A Survey of the Learning Behaviour of Open University students

Ellis, Elizabeth; Gallagher, Alice and Peasgood, Alice (2018). A Survey of the Learning Behaviour of Open University students. The Open University.


This survey forms a crucial part of research completed by the Learning Innovation team to gain a deeper understanding of the underlying study habits and learning behaviour of Open University (OU) students to inform the future development of systems, tools and platforms.

This research validates the themes that emerged from the previous report, ‘Study behaviours in an increasingly digital world: Learning habits, top tips and 'study hacks' questionnaire survey’ (Ellis, Gallagher and Peasgood, 2017). Analysis carried out on the data from that survey revealed eight possible learning behaviours that underpinned the student responses. In order to validate those original findings a new survey was designed. This report explains the findings of that survey.

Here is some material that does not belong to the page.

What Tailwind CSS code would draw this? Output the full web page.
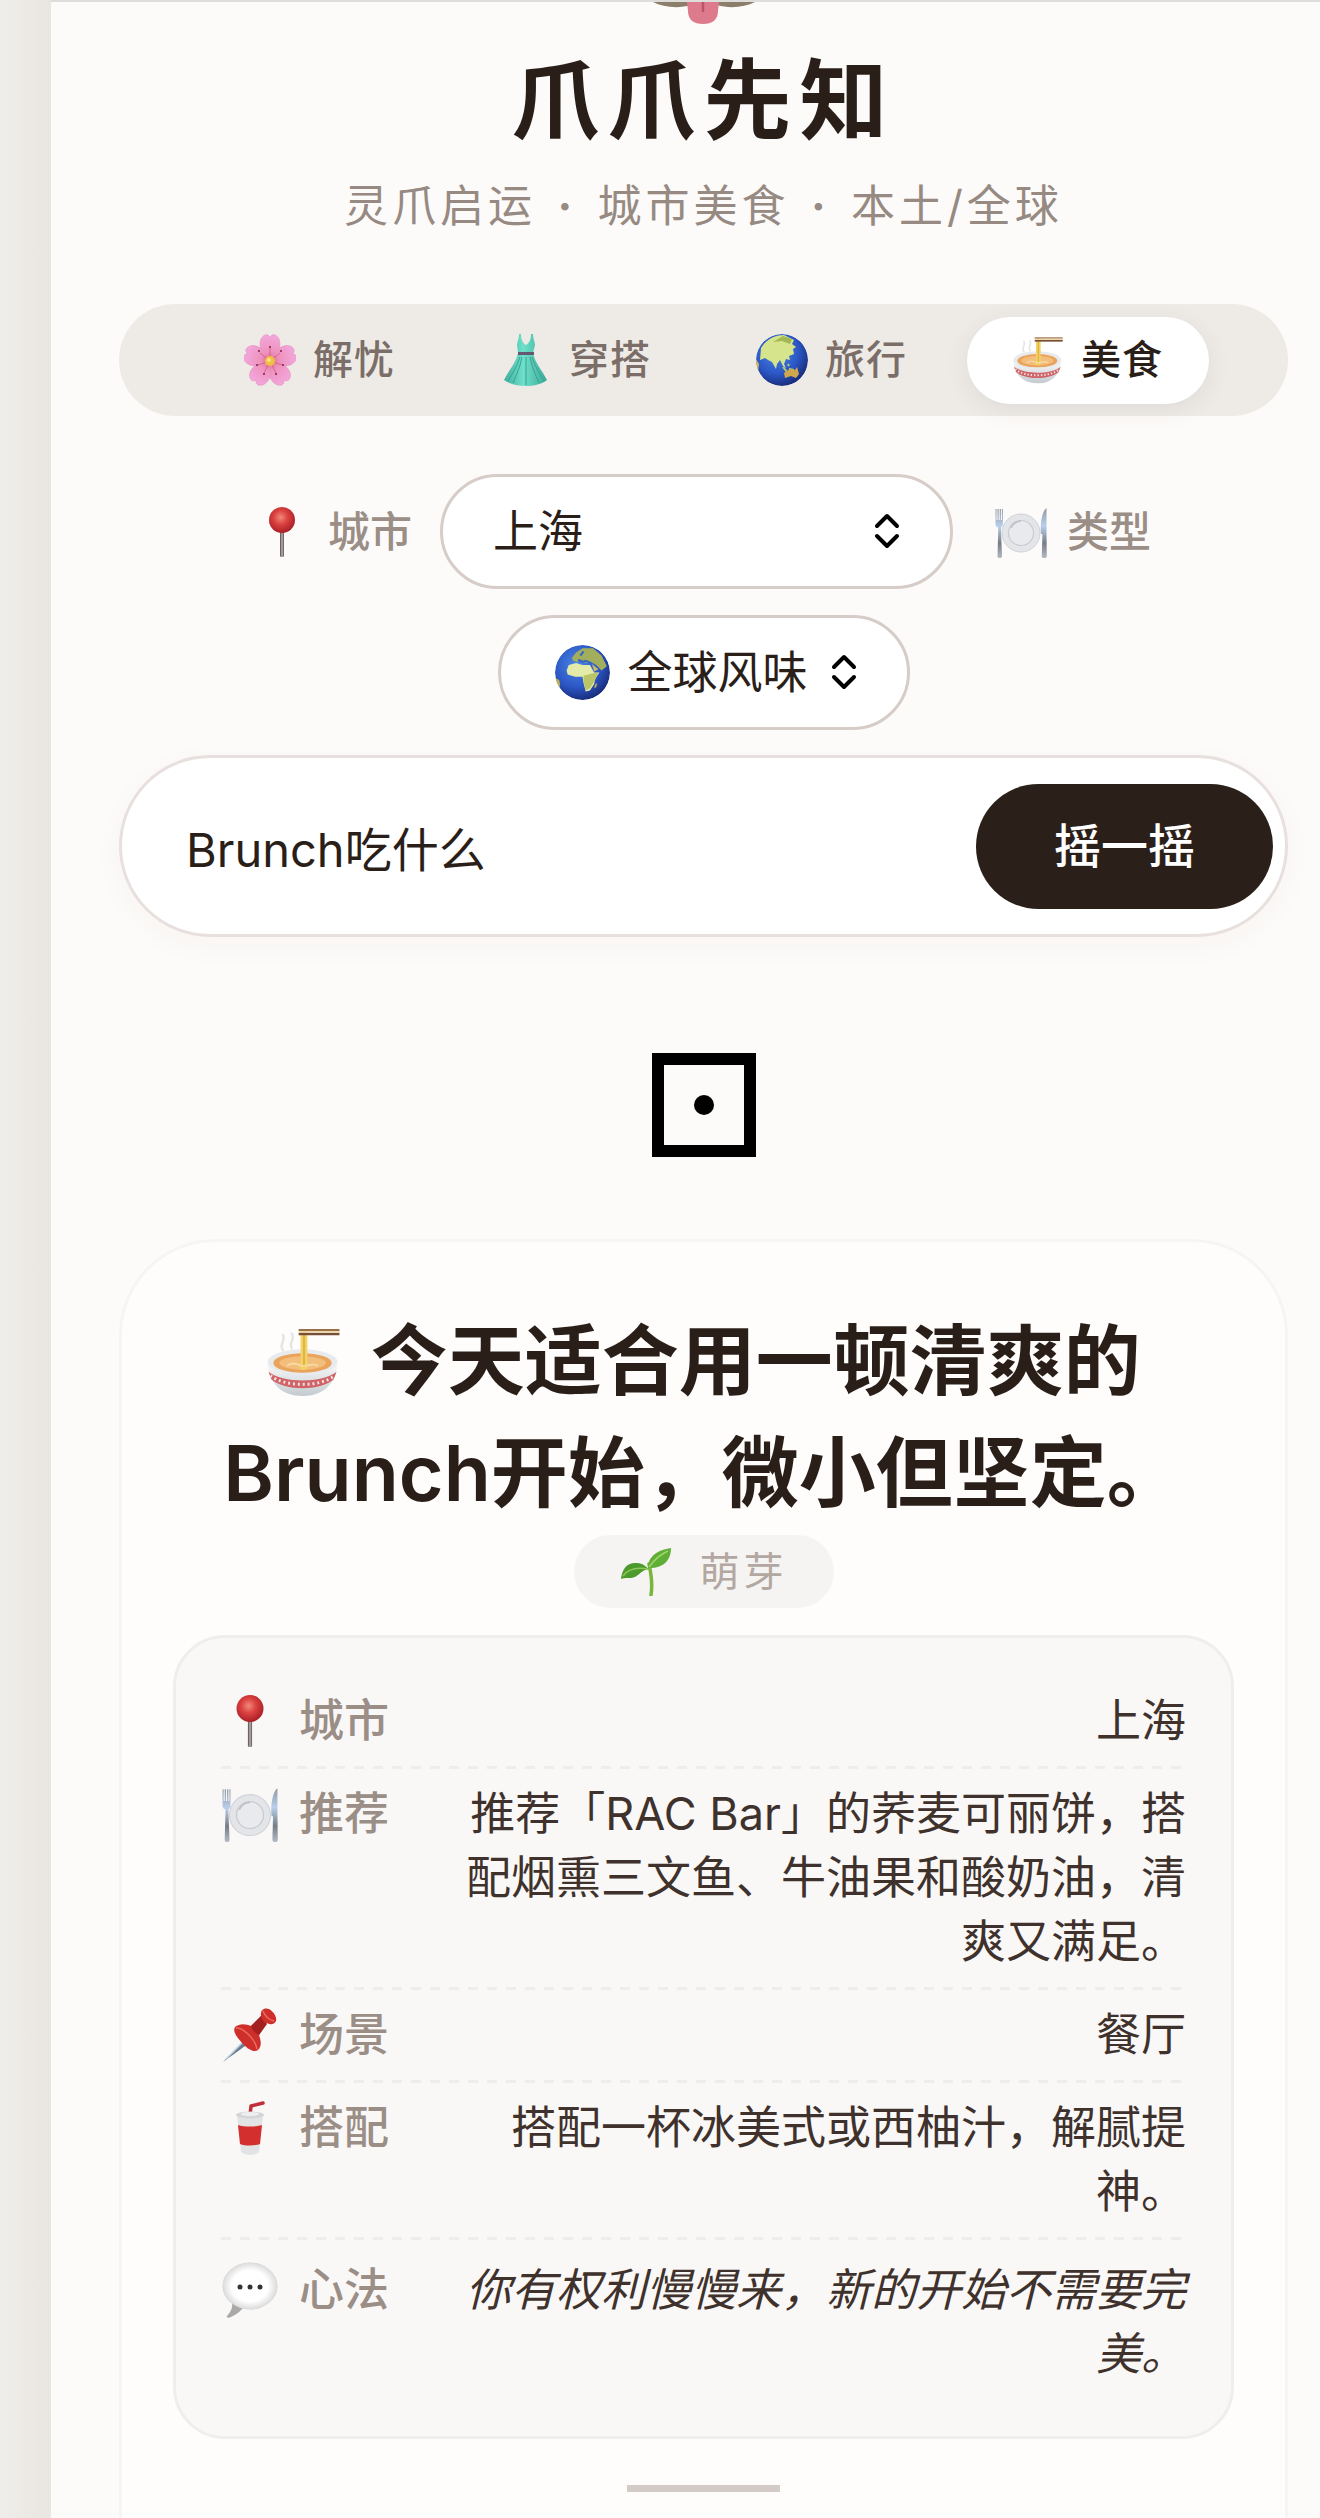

The survey consisted of 55 behavioural and attitudinal statements aligned to the learning behaviours, some of which were based upon survey instruments from the literature. Survey statements were written to explore each of these on a five-point scale (‘Very true for me’ to ‘Not at all true for me’) in order to identify the concepts that describe the behaviours and preferences of OU students through a process of Principle Component Analysis (PCA). In addition, the survey included questions to inform the analysis and explore potential confounding factors: accessing OU content, access to the web, and technological self-efficacy. The technological self-efficacy statements were selected from the OU’s Digital Competency Framework for Level 1 students. The survey was peer reviewed and piloted, before being sent to a generalised student population. The overall response rate was 12.7% with 524 valid responses received.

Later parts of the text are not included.